From epic scenery to lively pubs, tasty food, friendly locals and a fascinating history, exploring Northern Ireland should definitely make your travel to-do list.

Introduction | Belfast | The North Coast

Exploring Northern Ireland: An Introduction

We ended up exploring Northern Ireland on a whim. We were traveling in southwestern Scotland and, while enjoying a cold beer, happened to look across the Irish Sea. Quickly realizing that the Emerald Isle was just a ferry ride away, we decided it was a ferry ride worth taking.

Once there, we were certainly pleased with our decision to ditch the grumpasaurus Scotland scene for a few days. Not only is Northern Ireland ridiculously beautiful (okay fine, so is Scotland), but you also just can’t beat that good Irish humor. Whereas in Scotland we were asked to quiet down at an Edinburgh bar, we simply couldn’t be loud enough while exploring Northern Ireland.

From epic scenery to lively pubs, tasty food, friendly locals and a fascinating history, exploring Northern Ireland should definitely make your travel to-do list.

Exploring Northern Ireland: Belfast

Moving

There are two ferries, both departing from Cairnryan, Scotland and arriving in either Belfast, Northern Ireland (Stena Line) or Larne, Northern Ireland (P&O). We took Stena Line, as we wanted to land in Belfast — Larne is about thirty minutes outside of the city. The ferries are large, with food for sale, duty-free shopping and are able to take cars. The passenger fare is around 24 GBP one way and the trip takes about two hours.

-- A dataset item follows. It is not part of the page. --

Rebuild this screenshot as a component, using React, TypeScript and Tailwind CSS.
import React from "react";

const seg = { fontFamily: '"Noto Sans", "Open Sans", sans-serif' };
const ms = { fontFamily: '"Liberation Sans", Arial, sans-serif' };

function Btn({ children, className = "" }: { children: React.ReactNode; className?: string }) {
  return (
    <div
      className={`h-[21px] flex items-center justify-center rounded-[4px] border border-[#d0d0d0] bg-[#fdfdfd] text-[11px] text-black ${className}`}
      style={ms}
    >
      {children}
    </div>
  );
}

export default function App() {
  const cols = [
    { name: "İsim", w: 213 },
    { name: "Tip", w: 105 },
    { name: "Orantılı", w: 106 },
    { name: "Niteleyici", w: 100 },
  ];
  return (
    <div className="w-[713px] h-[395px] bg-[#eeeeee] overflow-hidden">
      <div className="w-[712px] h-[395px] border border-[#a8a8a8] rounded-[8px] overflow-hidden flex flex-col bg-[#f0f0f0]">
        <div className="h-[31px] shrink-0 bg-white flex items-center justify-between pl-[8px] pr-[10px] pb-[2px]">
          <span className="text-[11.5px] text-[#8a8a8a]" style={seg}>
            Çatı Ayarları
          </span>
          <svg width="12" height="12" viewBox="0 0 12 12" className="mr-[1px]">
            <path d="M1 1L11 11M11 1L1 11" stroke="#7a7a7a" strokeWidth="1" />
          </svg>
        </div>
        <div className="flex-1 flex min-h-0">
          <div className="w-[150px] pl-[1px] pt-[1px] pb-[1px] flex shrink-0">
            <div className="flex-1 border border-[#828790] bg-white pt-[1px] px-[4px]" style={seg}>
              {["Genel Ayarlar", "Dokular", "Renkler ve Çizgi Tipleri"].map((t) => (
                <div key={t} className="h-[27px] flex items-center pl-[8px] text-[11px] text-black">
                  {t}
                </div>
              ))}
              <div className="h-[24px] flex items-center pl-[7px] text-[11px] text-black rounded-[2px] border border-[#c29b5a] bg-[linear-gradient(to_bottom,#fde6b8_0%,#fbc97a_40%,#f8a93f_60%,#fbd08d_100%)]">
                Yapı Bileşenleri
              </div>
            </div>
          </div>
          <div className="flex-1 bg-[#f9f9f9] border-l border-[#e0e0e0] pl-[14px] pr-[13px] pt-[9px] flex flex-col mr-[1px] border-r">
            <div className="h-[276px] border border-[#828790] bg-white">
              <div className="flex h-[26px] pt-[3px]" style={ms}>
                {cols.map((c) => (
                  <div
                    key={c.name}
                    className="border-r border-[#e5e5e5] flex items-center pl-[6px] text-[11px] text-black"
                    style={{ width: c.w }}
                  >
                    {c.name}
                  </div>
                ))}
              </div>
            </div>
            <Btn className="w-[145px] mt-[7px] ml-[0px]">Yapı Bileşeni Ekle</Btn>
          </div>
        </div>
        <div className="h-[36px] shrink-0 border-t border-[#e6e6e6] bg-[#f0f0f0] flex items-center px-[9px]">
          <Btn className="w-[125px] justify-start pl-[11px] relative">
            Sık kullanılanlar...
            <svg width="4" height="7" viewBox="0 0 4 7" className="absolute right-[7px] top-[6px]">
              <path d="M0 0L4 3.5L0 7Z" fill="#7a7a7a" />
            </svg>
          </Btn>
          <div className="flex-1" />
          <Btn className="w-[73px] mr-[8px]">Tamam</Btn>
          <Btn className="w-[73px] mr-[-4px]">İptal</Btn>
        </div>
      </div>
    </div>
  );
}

Upon arrival in Belfast port, we grabbed the public bus into town, which was cheap and easy.

Once in downtown Belfast, we pretty much walked everywhere. We used Uber a couple times, but expect longer wait times (this ain’t Manhattan).

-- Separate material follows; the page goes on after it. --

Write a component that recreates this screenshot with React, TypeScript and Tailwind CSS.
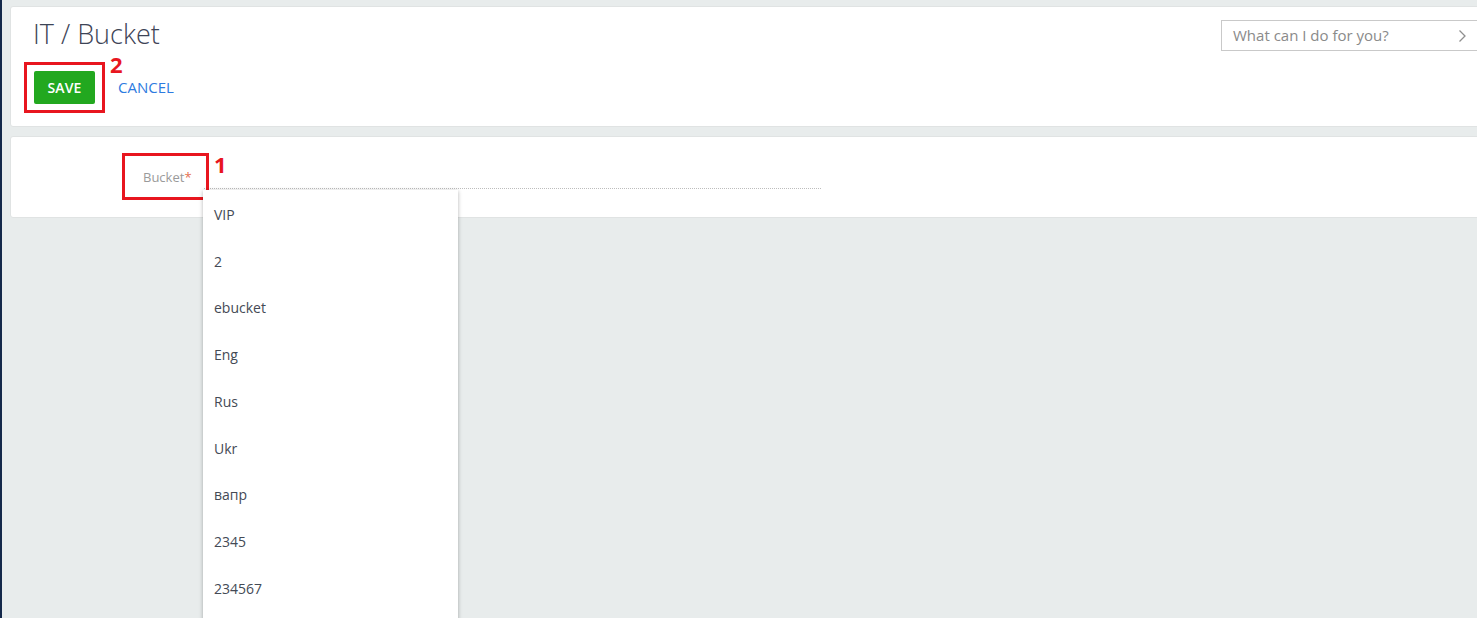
import React from "react";

const items = ["VIP", "2", "ebucket", "Eng", "Rus", "Ukr", "вапр", "2345", "234567", "1"];

export default function App() {
  return (
    <div
      className="relative flex w-[1477px] h-[618px] overflow-hidden bg-[#e8ecec]"
      style={{ fontFamily: '"Open Sans", "Noto Sans", sans-serif' }}
    >
      <div className="w-[2px] shrink-0 bg-[#14284a]" />
      <div className="flex-1 pl-[8px] pt-[6px] flex flex-col gap-[9px] mr-[-20px]">
        {/* header card */}
        <div className="relative h-[121px] bg-white rounded-[3px] border border-[#e0e3e3] pl-[22px] pt-[10px] flex justify-between">
          <div className="flex flex-col">
            <div className="text-[27px] leading-[34px] font-light text-[#3d4456]">IT / Bucket</div>
            <div className="flex items-center mt-[20px] ml-[1px]">
              <button className="h-[33px] w-[61px] rounded-[2px] bg-[#22a81f] text-white text-[14px] font-semibold tracking-[0.1px]">
                SAVE
              </button>
              <span className="ml-[23px] text-[15px] text-[#2d7be0]">CANCEL</span>
            </div>
          </div>
          {/* search */}
          <div className="mt-[3px] w-[275px] h-[31px] border border-[#c9c9c9] bg-white flex items-center pl-[11px] pr-[28px] justify-between">
            <span className="text-[15px] text-[#8a8a8a]">What can I do for you?</span>
            <svg width="9" height="14" viewBox="0 0 9 14" fill="none">
              <path d="M1.5 1.5 L7 7 L1.5 12.5" stroke="#8f8f8f" strokeWidth="1.3" />
            </svg>
          </div>
          {/* annotation 2 */}
          <div className="absolute left-[13px] top-[55px] w-[81px] h-[51px] border-[3px] border-[#e8161f]" />
          <div className="absolute left-[99px] top-[43px] text-[22px] font-bold text-[#e8161f] leading-[28px]">2</div>
        </div>
        {/* form card */}
        <div className="relative h-[82px] bg-white rounded-[3px] border border-[#e0e3e3] pl-[132px] pt-[31px]">
          <div className="flex items-end">
            <div className="w-[61px] text-[13px] leading-[18px] text-[#9a9a9a]">
              Bucket<span className="text-[#e5704f]">*</span>
            </div>
            <div className="w-[617px] mb-[-3px] border-t border-dotted border-[#bdbdbd]" />
          </div>
          {/* annotation 1 */}
          <div className="absolute left-[111px] top-[16px] w-[87px] h-[47px] border-[3px] border-[#e8161f]" />
          <div className="absolute left-[203px] top-[13px] text-[22px] font-bold text-[#e8161f] leading-[28px]">1</div>
        </div>
      </div>
      {/* dropdown */}
      <div className="absolute left-[203px] top-[190px] w-[255px] h-[500px] bg-white shadow-[0_1px_4px_rgba(0,0,0,0.3)]">
        <ul className="pt-[1px] flex flex-col">
          {items.map((it) => (
            <li key={it} className="h-[46.75px] flex items-center pl-[11px] text-[14px] text-[#444a55]">
              {it}
            </li>
          ))}
        </ul>
      </div>
    </div>
  );
}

When ready to the countryside, we picked up a rental car at Belfast City Airport (note: this is not the international airport, which is farther outside the city).

Doing

In classic Social Nomads fashion, we did more eating and drinking than doing in Belfast. That being said, we did attempt a few daytime activities.

The Titanic Museum is the big “to do” in Belfast, as the infamous cruise liner was built here in the early 1900s. We’re not always big on museums, but we did enjoy a couple hours strolling through this one. The entrance fee is around 18 GBP and we’d recommend booking your ticket in advance.

If you’re looking to get just outside the city, head up to Belfast Castle, which offers pretty gardens, fantastic views and walking trails.

Eating

We grabbed lunch at Holohan’s Pantry, which was downright delish and perhaps our favorite meal of the trip. A great option for either lunch or dinner, Holohan’s has fantastic and quality Irish food. We especially liked the boxty (Irish potato cake), as well as a crisp cider on the outdoor patio… so much so that we missed our ferry back to Scotland #oopsies #classic

For another traditional Irish spot, check out Darcy’s, which offers tasty food at good prices and an enjoyable atmosphere.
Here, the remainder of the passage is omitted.